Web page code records
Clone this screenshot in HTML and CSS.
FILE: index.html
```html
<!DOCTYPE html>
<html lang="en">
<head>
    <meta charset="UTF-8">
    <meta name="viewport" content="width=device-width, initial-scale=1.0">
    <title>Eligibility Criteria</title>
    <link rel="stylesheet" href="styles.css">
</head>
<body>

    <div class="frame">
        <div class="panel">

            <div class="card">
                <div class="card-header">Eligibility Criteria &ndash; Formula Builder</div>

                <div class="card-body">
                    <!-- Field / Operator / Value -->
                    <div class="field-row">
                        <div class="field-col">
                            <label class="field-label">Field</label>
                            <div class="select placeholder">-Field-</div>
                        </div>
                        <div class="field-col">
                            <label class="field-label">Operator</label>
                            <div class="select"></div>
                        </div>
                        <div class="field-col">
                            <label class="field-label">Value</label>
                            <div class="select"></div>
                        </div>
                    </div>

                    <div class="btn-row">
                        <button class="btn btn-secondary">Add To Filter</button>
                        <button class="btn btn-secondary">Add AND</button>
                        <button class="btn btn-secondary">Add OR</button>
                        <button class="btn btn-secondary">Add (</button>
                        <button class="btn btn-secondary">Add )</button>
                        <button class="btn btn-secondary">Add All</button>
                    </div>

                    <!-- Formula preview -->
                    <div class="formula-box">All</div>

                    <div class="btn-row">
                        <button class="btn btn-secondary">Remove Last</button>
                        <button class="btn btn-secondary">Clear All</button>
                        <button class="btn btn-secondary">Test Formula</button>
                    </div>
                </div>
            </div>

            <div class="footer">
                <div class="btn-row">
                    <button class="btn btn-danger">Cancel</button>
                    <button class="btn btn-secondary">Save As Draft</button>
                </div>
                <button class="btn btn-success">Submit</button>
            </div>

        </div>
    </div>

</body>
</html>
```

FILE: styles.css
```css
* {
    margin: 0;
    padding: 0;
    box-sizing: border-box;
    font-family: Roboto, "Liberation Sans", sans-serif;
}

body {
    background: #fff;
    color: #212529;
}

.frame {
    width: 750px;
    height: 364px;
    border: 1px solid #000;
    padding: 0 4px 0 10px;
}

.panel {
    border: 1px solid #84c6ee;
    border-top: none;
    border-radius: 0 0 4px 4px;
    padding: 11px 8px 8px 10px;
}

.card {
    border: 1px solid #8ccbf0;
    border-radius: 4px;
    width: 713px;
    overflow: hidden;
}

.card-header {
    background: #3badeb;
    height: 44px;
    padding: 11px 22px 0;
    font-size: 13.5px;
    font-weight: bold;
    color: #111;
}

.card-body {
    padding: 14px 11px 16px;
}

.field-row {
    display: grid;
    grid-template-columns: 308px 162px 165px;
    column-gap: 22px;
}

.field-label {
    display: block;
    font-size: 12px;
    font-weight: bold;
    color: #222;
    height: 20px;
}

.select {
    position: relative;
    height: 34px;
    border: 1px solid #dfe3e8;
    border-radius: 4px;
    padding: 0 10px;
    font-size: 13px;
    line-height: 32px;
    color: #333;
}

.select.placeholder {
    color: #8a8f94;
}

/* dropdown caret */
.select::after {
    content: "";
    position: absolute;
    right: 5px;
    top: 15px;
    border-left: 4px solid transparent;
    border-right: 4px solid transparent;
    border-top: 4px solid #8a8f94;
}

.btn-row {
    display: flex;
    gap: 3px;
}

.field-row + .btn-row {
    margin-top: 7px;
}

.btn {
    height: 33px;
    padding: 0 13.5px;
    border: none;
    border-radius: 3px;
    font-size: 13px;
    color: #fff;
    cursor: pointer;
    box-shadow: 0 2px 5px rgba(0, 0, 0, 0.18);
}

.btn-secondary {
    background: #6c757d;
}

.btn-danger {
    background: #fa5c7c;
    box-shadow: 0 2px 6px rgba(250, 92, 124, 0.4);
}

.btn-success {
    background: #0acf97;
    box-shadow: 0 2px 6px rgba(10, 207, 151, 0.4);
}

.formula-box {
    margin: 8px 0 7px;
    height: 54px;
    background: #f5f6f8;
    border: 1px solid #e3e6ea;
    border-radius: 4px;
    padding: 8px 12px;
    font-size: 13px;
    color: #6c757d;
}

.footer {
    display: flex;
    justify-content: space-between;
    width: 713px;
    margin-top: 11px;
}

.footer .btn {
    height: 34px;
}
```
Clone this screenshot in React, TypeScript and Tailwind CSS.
...
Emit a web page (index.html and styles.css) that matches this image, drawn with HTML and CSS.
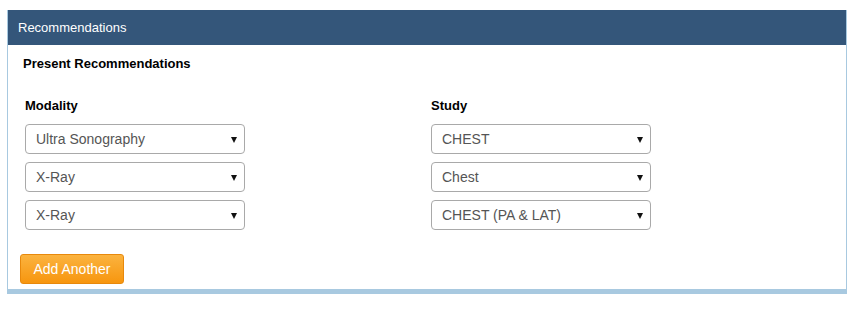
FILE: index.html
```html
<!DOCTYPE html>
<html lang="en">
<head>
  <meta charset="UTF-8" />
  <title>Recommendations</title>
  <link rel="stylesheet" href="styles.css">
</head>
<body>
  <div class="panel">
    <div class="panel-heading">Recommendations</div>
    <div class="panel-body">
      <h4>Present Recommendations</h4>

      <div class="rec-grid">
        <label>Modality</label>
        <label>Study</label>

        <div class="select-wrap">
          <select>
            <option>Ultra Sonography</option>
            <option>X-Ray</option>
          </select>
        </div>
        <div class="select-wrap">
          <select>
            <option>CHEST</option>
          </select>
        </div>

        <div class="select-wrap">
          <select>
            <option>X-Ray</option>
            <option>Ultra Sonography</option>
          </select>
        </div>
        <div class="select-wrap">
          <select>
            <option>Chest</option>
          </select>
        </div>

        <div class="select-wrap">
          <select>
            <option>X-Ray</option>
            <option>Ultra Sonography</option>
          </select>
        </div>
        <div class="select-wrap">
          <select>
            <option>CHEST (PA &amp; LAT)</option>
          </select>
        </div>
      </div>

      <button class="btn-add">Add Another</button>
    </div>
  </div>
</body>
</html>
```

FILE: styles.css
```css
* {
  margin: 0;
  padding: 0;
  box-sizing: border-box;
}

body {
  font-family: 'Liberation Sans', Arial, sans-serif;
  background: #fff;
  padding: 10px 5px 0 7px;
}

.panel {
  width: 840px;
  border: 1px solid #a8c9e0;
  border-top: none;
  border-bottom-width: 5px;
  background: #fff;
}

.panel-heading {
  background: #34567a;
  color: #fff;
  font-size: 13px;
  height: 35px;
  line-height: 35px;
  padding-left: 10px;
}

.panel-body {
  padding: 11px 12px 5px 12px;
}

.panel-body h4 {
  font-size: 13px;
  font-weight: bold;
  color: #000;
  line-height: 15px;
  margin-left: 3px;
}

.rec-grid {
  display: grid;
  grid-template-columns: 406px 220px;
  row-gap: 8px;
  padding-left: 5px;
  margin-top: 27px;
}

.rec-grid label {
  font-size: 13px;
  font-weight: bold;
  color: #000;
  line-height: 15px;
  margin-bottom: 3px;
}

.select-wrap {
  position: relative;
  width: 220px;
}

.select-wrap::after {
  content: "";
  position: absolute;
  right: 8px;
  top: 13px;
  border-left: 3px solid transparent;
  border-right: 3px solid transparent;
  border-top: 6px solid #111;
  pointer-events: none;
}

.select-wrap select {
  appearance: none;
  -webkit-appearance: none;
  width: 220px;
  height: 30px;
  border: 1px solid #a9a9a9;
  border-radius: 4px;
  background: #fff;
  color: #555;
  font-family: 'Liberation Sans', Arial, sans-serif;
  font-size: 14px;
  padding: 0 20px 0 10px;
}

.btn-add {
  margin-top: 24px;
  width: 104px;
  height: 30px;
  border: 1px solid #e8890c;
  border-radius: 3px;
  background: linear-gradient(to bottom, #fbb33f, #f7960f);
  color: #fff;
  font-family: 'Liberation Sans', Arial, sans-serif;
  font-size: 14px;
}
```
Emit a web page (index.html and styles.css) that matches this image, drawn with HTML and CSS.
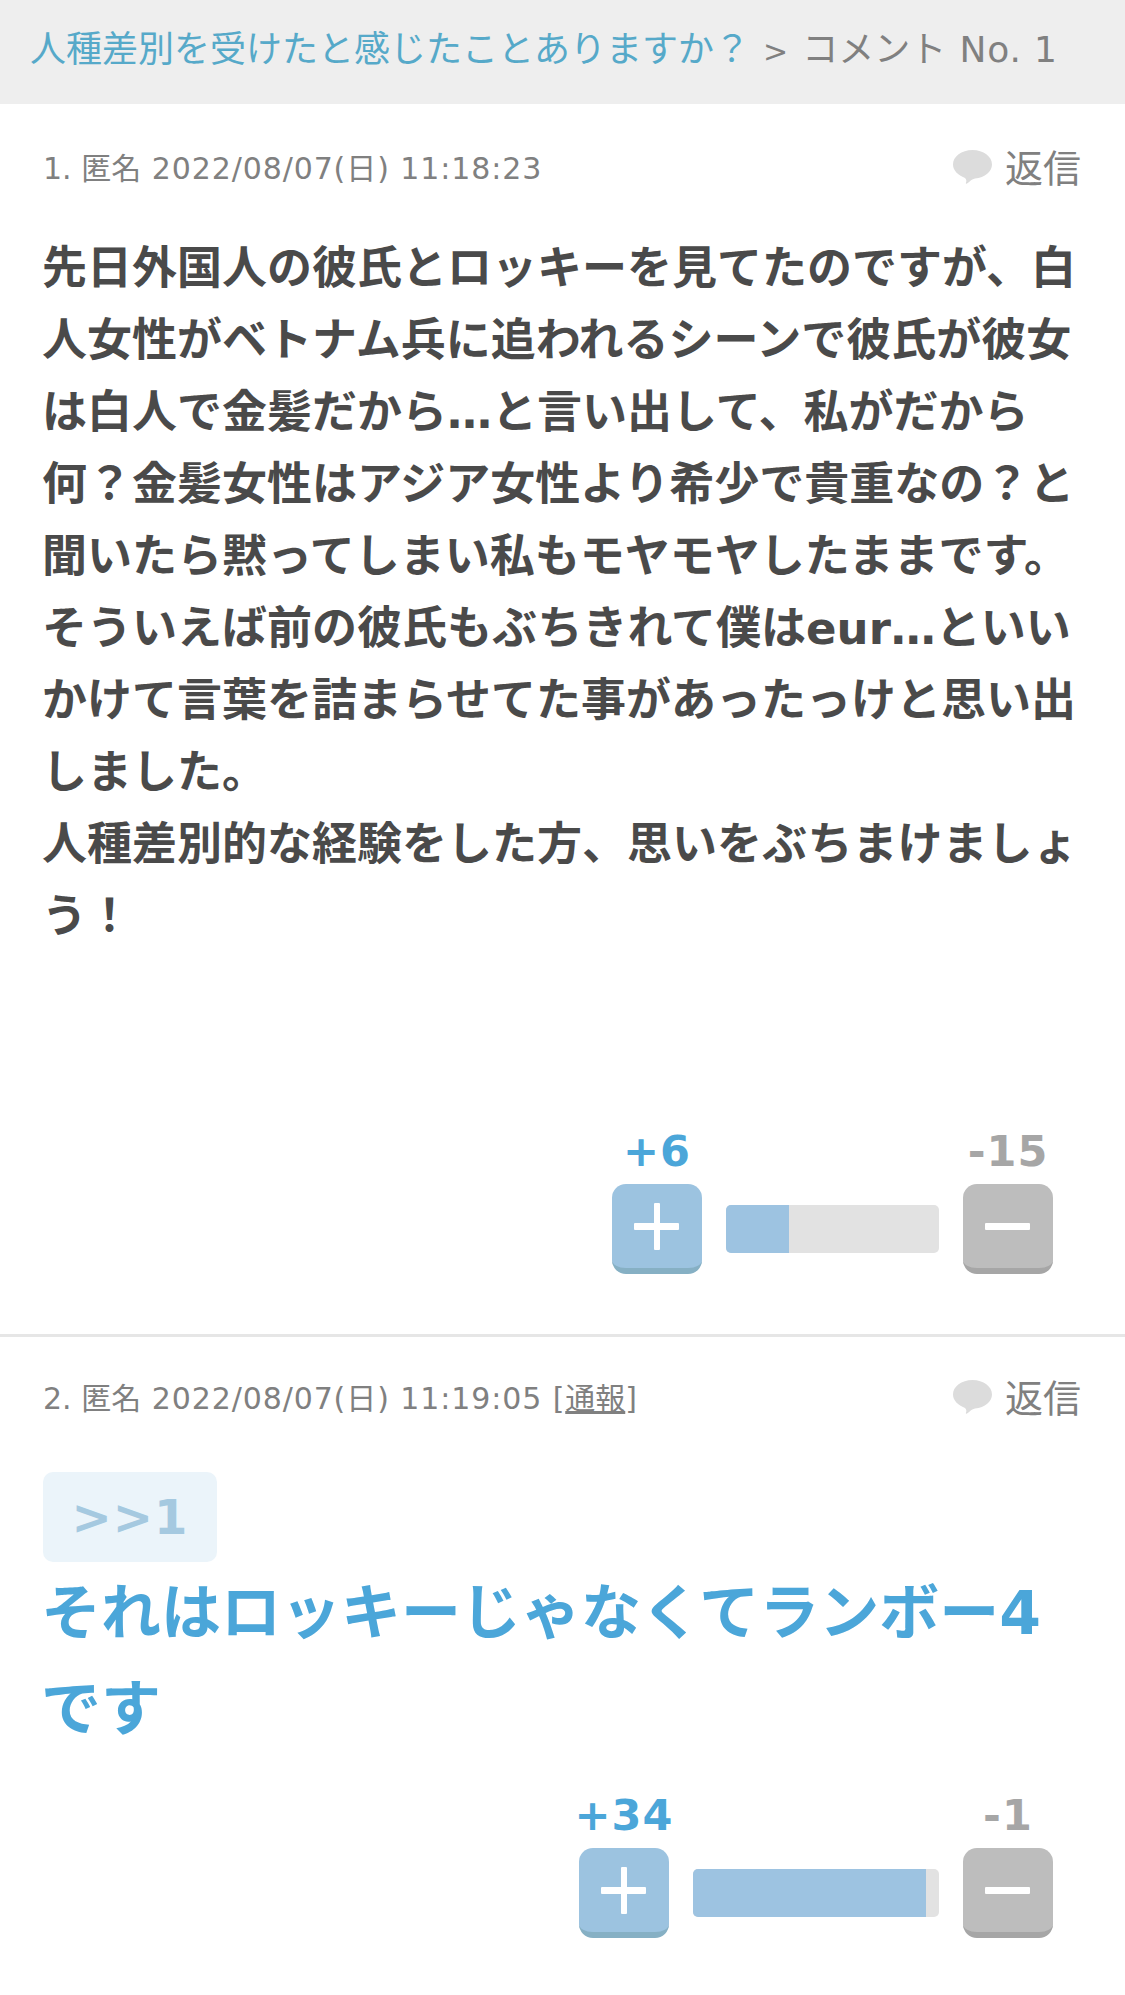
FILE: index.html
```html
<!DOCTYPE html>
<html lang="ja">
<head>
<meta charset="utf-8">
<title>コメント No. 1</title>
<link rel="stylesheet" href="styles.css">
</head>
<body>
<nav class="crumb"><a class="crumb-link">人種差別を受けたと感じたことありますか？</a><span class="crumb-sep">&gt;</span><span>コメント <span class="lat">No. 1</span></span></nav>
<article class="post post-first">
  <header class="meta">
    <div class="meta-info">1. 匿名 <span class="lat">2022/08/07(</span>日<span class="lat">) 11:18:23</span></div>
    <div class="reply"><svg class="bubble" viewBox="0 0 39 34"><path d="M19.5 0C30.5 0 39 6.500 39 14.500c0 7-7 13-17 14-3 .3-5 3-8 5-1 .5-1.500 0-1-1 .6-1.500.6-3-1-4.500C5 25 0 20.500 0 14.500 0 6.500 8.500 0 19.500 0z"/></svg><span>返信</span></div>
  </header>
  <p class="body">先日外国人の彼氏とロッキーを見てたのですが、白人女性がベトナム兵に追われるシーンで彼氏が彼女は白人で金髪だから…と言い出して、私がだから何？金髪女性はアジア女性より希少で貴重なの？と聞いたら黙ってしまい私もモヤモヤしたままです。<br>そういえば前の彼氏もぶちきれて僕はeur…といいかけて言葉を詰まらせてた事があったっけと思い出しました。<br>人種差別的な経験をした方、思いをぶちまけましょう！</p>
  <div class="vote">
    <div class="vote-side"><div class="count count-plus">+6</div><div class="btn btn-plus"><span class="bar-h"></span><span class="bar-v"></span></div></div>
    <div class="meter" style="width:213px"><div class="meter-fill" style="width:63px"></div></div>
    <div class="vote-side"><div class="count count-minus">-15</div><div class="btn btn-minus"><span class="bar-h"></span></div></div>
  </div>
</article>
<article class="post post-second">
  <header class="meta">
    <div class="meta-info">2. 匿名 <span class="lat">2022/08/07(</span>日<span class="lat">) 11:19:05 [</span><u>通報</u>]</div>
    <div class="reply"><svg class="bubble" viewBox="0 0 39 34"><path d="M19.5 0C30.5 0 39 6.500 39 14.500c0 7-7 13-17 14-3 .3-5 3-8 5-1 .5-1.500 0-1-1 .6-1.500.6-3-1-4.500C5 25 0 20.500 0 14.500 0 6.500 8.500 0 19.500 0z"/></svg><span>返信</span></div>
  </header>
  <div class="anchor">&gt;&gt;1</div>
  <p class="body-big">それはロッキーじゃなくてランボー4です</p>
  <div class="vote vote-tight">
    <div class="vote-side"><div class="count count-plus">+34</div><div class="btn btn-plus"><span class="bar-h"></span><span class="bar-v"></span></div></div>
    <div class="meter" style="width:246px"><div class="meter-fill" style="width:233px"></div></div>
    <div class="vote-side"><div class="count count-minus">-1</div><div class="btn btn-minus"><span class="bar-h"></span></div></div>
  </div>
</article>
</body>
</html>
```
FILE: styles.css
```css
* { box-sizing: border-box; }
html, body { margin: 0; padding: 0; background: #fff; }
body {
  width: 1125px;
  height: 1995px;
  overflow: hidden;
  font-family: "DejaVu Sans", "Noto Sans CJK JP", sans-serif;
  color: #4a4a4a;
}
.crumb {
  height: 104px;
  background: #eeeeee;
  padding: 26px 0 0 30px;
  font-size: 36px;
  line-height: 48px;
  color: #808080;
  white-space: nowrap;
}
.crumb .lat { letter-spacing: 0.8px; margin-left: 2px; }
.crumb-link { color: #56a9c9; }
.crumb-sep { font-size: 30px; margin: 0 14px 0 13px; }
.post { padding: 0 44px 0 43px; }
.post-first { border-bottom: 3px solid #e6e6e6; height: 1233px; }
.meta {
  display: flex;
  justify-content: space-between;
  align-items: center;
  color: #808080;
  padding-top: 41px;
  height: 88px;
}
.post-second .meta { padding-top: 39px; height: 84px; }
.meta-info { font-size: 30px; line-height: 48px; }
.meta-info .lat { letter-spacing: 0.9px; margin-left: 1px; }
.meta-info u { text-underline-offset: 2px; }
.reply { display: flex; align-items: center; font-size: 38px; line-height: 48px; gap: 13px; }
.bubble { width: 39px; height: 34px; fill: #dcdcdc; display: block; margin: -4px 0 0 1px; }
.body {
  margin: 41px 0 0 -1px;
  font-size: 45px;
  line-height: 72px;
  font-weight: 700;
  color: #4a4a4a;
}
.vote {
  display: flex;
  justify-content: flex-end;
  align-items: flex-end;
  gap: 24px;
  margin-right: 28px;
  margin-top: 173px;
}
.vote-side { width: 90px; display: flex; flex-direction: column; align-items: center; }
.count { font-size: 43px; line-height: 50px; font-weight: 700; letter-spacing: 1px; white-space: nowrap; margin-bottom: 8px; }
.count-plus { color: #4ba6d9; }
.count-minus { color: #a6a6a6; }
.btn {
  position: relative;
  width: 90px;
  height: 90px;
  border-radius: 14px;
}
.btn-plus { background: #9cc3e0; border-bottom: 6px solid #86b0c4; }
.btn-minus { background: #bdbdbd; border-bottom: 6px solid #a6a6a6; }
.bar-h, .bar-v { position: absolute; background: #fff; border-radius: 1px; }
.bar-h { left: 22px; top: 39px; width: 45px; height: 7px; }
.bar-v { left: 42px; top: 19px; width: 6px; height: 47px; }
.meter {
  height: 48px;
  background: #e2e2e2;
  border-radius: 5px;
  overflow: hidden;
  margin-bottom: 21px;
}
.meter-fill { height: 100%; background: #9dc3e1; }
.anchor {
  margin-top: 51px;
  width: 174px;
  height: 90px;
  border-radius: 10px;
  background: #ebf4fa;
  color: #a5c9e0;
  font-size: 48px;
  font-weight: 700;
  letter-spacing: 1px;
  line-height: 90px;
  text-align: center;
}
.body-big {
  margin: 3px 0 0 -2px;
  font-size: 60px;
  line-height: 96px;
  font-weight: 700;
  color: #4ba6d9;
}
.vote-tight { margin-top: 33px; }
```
---
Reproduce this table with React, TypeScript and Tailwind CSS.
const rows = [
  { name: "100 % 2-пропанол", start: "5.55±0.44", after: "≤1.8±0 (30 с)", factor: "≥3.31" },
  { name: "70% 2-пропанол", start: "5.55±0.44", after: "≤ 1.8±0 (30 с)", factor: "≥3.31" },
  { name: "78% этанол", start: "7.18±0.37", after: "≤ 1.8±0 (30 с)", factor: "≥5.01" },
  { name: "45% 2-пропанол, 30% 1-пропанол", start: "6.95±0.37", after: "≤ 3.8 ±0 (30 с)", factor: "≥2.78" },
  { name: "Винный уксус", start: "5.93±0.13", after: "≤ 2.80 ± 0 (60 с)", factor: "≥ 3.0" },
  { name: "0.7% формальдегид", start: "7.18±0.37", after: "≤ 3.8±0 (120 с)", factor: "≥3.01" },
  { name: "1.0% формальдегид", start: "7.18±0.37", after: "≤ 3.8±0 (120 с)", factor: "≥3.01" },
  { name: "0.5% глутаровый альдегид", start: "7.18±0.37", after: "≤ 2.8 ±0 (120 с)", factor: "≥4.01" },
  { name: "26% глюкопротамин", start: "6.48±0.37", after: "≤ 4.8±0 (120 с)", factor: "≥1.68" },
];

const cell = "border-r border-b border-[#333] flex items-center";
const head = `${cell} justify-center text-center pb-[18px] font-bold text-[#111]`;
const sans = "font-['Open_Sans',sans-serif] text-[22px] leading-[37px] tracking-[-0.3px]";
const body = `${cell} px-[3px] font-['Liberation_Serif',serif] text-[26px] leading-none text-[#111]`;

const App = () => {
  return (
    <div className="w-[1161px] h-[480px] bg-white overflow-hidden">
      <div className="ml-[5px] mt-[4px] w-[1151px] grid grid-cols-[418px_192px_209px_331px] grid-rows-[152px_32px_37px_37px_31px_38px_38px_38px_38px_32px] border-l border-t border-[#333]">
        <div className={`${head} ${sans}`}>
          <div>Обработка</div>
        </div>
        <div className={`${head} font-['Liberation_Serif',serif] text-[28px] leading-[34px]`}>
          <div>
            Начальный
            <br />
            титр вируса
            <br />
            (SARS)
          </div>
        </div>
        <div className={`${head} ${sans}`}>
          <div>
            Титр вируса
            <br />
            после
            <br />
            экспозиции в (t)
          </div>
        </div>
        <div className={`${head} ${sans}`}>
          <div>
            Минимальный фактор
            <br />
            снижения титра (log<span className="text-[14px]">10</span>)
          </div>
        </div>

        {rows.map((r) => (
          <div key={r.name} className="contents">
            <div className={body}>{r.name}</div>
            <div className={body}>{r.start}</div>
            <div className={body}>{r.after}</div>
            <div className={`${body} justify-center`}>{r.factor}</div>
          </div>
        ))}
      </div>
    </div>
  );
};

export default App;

__CHALLENGE__: Give only the number of lines in the material above where the string "screenshot" appears.

__FINAL RESULT__: 2